Regulatory reforms should not only be reactive to crises, but also proactive to reduce the likelihood and limit the severity of such crises. A reform implemented in 1991 prohibited foreign branches from accepting uninsured retail deposits. Likewise, the financial crisis of 2008 and the 2010 European sovereign debt crisis prompted a wave of regulatory reforms that affected large banks in particular, including those with a global presence. For example, one of the provisions of the 2010 Dodd-Frank Act required foreign banks with more than $50 million in US subsidiary assets to consolidate all of their subsidiaries under a single bank holding company by 1 July 2016. This is known as the Intermediate Holding Company (IHC) requirement, and its goal was to mitigate the transmission of foreign shocks into the US credit markets. Incidentally, US branches owned by foreign banks were – and remain – exempt from this requirement, in the sense that assets held in branches did not count toward the $50 billion IHC threshold. As one may expect, foreign banks reacted strategically, implementing a series of changes in their operations and legal structures in response to the IHC requirements.
In this context, we develop a quantitative structural model of global banking that can be used to evaluate ex ante the effects of policy reforms. Our work contributes to the global banking literature in two important ways. First, while earlier contributions overlook the importance of a bank's mode of operations, our model provides a microfoundation for a bank's decision of whether and how to enter a foreign market – through branches or through subsidiaries. Second, while most studies employ reduced-form empirical analysis, our quantitative model enables us to study the cross-border effects of demand shocks and regulatory changes via comparative statics and counterfactual analysis, respectively.
Key Findings
- US branches of European banks exposed to the 2010 debt crisis experienced a reduction in the supply of wholesale deposits, which represented a funding shock for US branches. Faced with solvency problems in their foreign branches, European parents used their internal capital market to support profitable lending in their US branches. Nonetheless, US branches decreased their total lending in the United States.
- On the other hand, foreign subsidiaries' balance sheets are more isolated from the shock that affects their parents. As a result, there was no direct effect on their assets and liabilities as a result of the 2010 European debt crisis.
- The results of our simulation exercises suggest that increased capital requirements, the elimination of branching, or an ad hoc monetary policy intervention would have mitigated the negative effects of the 2010 crisis on US aggregate lending.
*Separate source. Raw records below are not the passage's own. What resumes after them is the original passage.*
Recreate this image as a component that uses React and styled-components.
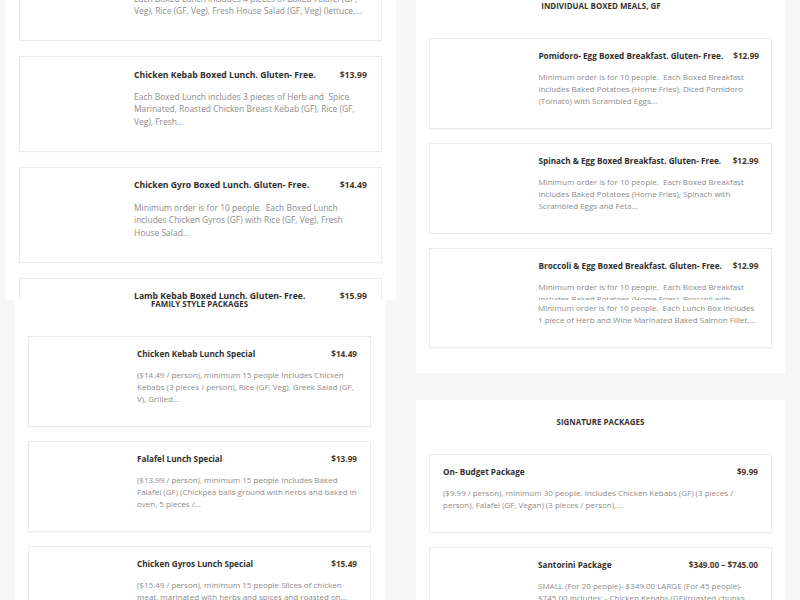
import styled, { createGlobalStyle } from "styled-components";

const boxedLunches = [
  {
    title: "Falafel Boxed Lunch. Gluten- Free.",
    price: "$13.99",
    text: "Each Boxed Lunch includes 4 pieces of Baked Falafel (GF, Veg), Rice (GF, Veg), Fresh House Salad (GF, Veg) (lettuce,...",
  },
  {
    title: "Chicken Kebab Boxed Lunch. Gluten- Free.",
    price: "$13.99",
    text: "Each Boxed Lunch includes 3 pieces of Herb and  Spice Marinated, Roasted Chicken Breast Kebab (GF), Rice (GF, Veg), Fresh...",
  },
  {
    title: "Chicken Gyro Boxed Lunch. Gluten- Free.",
    price: "$14.49",
    text: "Minimum order is for 10 people.  Each Boxed Lunch includes Chicken Gyros (GF) with Rice (GF, Veg), Fresh House Salad...",
  },
  {
    title: "Lamb Kebab Boxed Lunch. Gluten- Free.",
    price: "$15.99",
    text: "Minimum order is for 10 people.  Each Boxed Lunch includes Lamb Kebab (GF) with Rice (GF, Veg), Fresh House Salad...",
  },
];

const boxedMeals = [
  {
    title: "Pomidoro- Egg Boxed Breakfast. Gluten- Free.",
    price: "$12.99",
    text: "Minimum order is for 10 people.  Each Boxed Breakfast includes Baked Potatoes (Home Fries), Diced Pomidoro (Tomato) with Scrambled Eggs...",
  },
  {
    title: "Spinach & Egg Boxed Breakfast. Gluten- Free.",
    price: "$12.99",
    text: "Minimum order is for 10 people.  Each Boxed Breakfast includes Baked Potatoes (Home Fries), Spinach with Scrambled Eggs and Feta...",
  },
  {
    title: "Broccoli & Egg Boxed Breakfast. Gluten- Free.",
    price: "$12.99",
    text: "Minimum order is for 10 people.  Each Boxed Breakfast includes Baked Potatoes (Home Fries), Broccoli with Scrambled Eggs...",
  },
];

const salmon = [
  {
    title: "Salmon Boxed Lunch. Gluten- Free.",
    price: "$16.99",
    text: "Minimum order is for 10 people.  Each Lunch Box includes 1 piece of Herb and Wine Marinated Baked Salmon Fillet,...",
  },
];

const familyPackages = [
  {
    title: "Chicken Kebab Lunch Special",
    price: "$14.49",
    text: "($14.49 / person), minimum 15 people Includes Chicken Kebabs (3 pieces / person), Rice (GF, Veg), Greek Salad (GF, V), Grilled...",
  },
  {
    title: "Falafel Lunch Special",
    price: "$13.99",
    text: "($13.99 / person), minimum 15 people Includes Baked Falafel (GF) (Chickpea balls ground with herbs and baked in oven, 5 pieces /...",
  },
  {
    title: "Chicken Gyros Lunch Special",
    price: "$15.49",
    text: "($15.49 / person), minimum 15 people Slices of chicken meat, marinated with herbs and spices and roasted on...",
  },
];

const signaturePackages = [
  {
    title: "On- Budget Package",
    price: "$9.99",
    noImage: true,
    text: "($9.99 / person), minimum 30 people. Includes Chicken Kebabs (GF) (3 pieces / person), Falafel (GF, Vegan) (3 pieces / person),...",
  },
  {
    title: "Santorini Package",
    price: "$349.00 – $745.00",
    text: "SMALL (For 20 people)- $349.00 LARGE (For 45 people)- $745.00 Includes: - Chicken Kebabs (GF)(roasted chunks of...",
  },
];

function MenuList({ items }) {
  return (
    <Cards>
      {items.map((item) => (
        <Card key={item.title} $noImage={item.noImage}>
          <TitleRow>
            <Title>{item.title}</Title>
            <Price>{item.price}</Price>
          </TitleRow>
          <Desc>{item.text}</Desc>
        </Card>
      ))}
    </Cards>
  );
}

export default function App() {
  return (
    <>
      <GlobalStyle />
      <Page>
        <Slice $left={5} $gap={20}>
          <Column $offset={-40} $zoom={1.058}>
            <Panel $left={13} $right={14}>
              <MenuList items={boxedLunches} />
            </Panel>
          </Column>
          <Column $offset={-16}>
            <Panel>
              <Heading>INDIVIDUAL BOXED MEALS, GF</Heading>
              <MenuList items={boxedMeals} />
            </Panel>
          </Column>
        </Slice>

        <Slice $left={15} $gap={31}>
          <Column $offset={-18}>
            <Panel $left={13} $right={14}>
              <Heading>FAMILY STYLE PACKAGES</Heading>
              <MenuList items={familyPackages} />
            </Panel>
          </Column>
          <Column $offset={-31}>
            <Panel>
              <MenuList items={salmon} />
            </Panel>
            <Panel>
              <Heading>SIGNATURE PACKAGES</Heading>
              <MenuList items={signaturePackages} />
            </Panel>
          </Column>
        </Slice>
      </Page>
    </>
  );
}

const GlobalStyle = createGlobalStyle`
  html, body {
    margin: 0;
    background: #f6f7f6;
    font-family: "Open Sans", "Noto Sans", sans-serif;
  }
`;

const Page = styled.div`
  width: 800px;
  height: 600px;
  overflow: hidden;
  display: flex;
  flex-direction: column;
`;

const Slice = styled.div`
  height: 300px;
  overflow: hidden;
  display: flex;
  align-items: flex-start;
  gap: ${(p) => p.$gap}px;
  padding-left: ${(p) => p.$left}px;
`;

const Column = styled.div`
  margin-top: ${(p) => p.$offset}px;
  zoom: ${(p) => p.$zoom || 1};
  display: flex;
  flex-direction: column;
  gap: 27px;
`;

const Panel = styled.section`
  background: #fff;
  width: 343px;
  padding: 0 ${(p) => p.$right ?? 13}px 25px ${(p) => p.$left ?? 13}px;
`;

const Heading = styled.h2`
  margin: 0;
  padding: 16px 0 26px;
  text-align: center;
  font-size: 7.95px;
  line-height: 12px;
  font-weight: 700;
  color: #333;
`;

const Cards = styled.div`
  display: flex;
  flex-direction: column;
  gap: 14px;
`;

const Card = styled.article`
  background: #fff;
  border: 1px solid #ebebeb;
  box-shadow: 0 1px 2px rgba(0, 0, 0, 0.03);
  padding: 11px 13px 21px ${(p) => (p.$noImage ? 13 : 108)}px;
`;

const TitleRow = styled.div`
  display: flex;
  justify-content: space-between;
  align-items: center;
  gap: 10px;
  height: 12px;
  margin-bottom: 9px;
`;

const Title = styled.h3`
  margin: 0;
  font-size: 8.2px;
  line-height: 12px;
  font-weight: 700;
  color: #2f2f2f;
  white-space: nowrap;
`;

const Price = styled.span`
  font-size: 8.2px;
  line-height: 12px;
  font-weight: 700;
  color: #4a3728;
  white-space: nowrap;
`;

const Desc = styled.p`
  margin: 0;
  font-size: 8px;
  line-height: 12px;
  color: #8d8d8d;
  white-space: pre-wrap;
`;
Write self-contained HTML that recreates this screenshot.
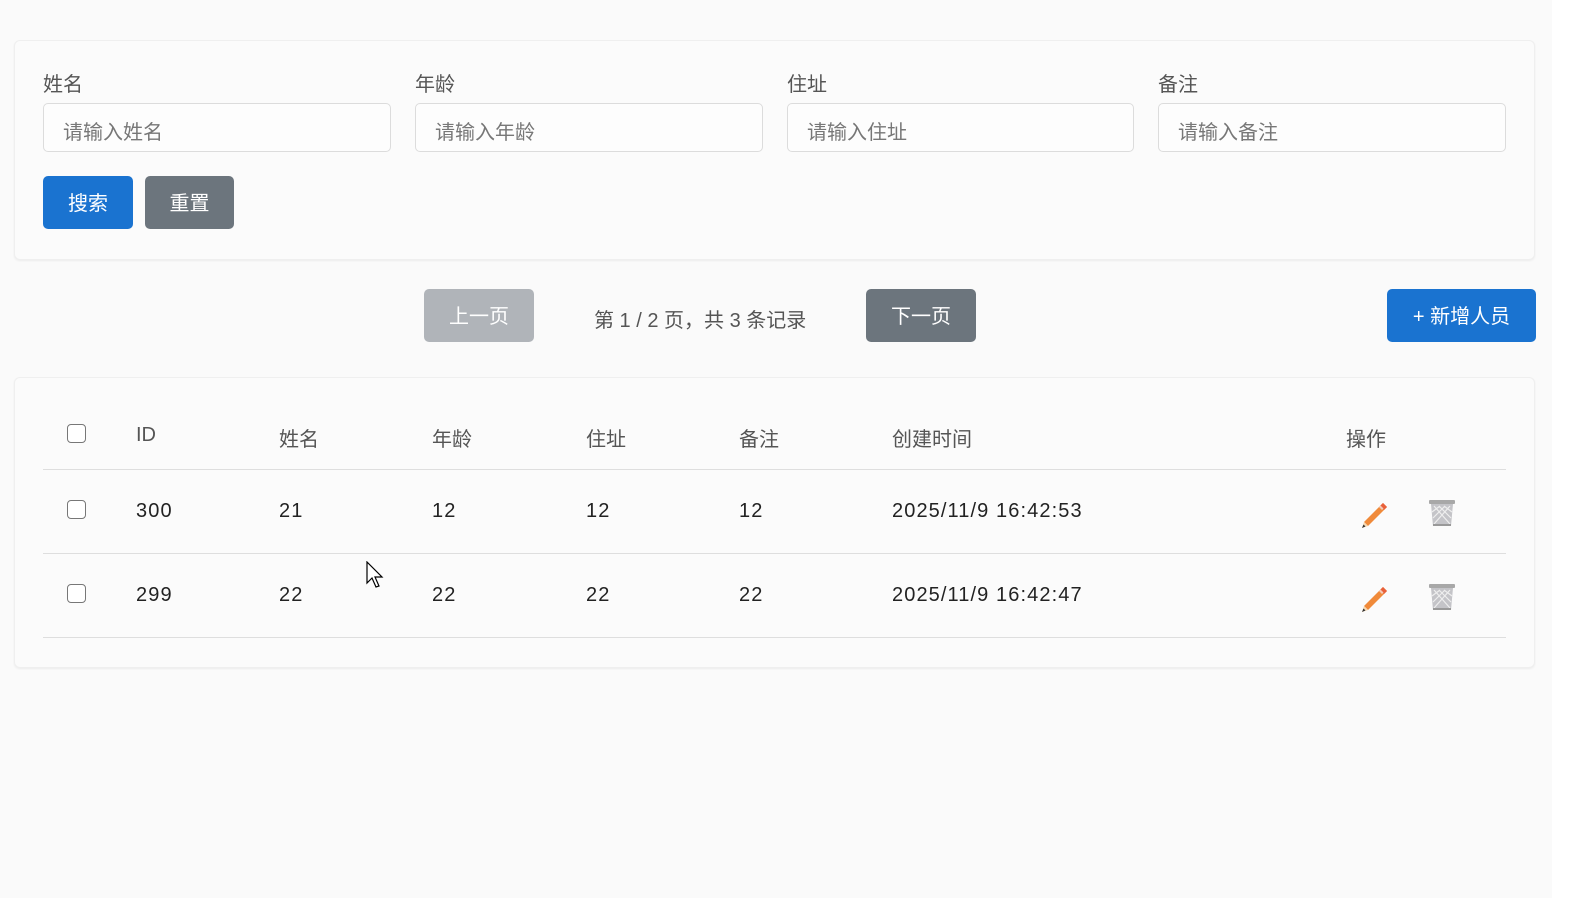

Conversely, the elimination of subsidiarization would have caused an even more severe decline in banking activity in the US.
- Our model also has implications for the possible response of foreign bank organizations to large shocks to their parent institutions. More precisely, frictions to the internal capital market between parents and subsidiaries imply that, following a large shock, a parent bank may repatriate funds by shutting down its foreign subsidiaries. In related work, we simulate an economy to quantify the effects of a sovereign crisis in Italy under the current US banking industry structure. French, Spanish, German, and British bank holding companies are heavily exposed to Italian sovereign and bank debt. Our model predicts that if these exposed large bank holding companies were subject to a 50 percent equity loss, their US branches would suffer an 85 percent flight of deposits and overall credit in the United States would decline by 21 percent as a result of branches shrinking, subsidiaries exiting, and the exposure of large domestic banks to foreign markets.
Exhibits
Implications
Our most important finding clarifies the relationship between global banks' organizational structure and shock transmission. We show that subsidiarization isolates a global bank's balance sheets by location; hence, subsidiarization mitigates contagion. However, subsidiarization is associated with a limited internal capital market between the parent and affiliate, so that the parent does not have instruments to dampen the global effect of shocks. This limitation results in possible reorganizations and exits from the foreign market. Conversely, branching can take advantage of an internal capital market within a global bank, smoothing the effect of a shock across countries and reducing its global impact. Our analysis shows that global banks’ organizational choices have a quantitatively important effect on the transmission of shocks.
Abstract
The global financial crisis of 2008 was followed by a wave of regulatory reforms that affected large banks, especially those with a global presence. These reforms were reactive to the crisis. In this paper we propose a structural model of global banking that can be used proactively to perform counterfactual analysis on the effects of alternative regulatory policies. The structure of the model mimics the US regulatory framework and highlights the organizational choices that banks face when entering a foreign market: branching versus subsidiarization. When calibrated to match moments from a sample of European banks, the model is able to replicate the response of the US banking sector to the European sovereign debt crisis. Our counterfactual analysis suggests that pervasive subsidiarization, higher capital requirements, or ad hoc policy interventions would have mitigated the effects of the crisis on US lending.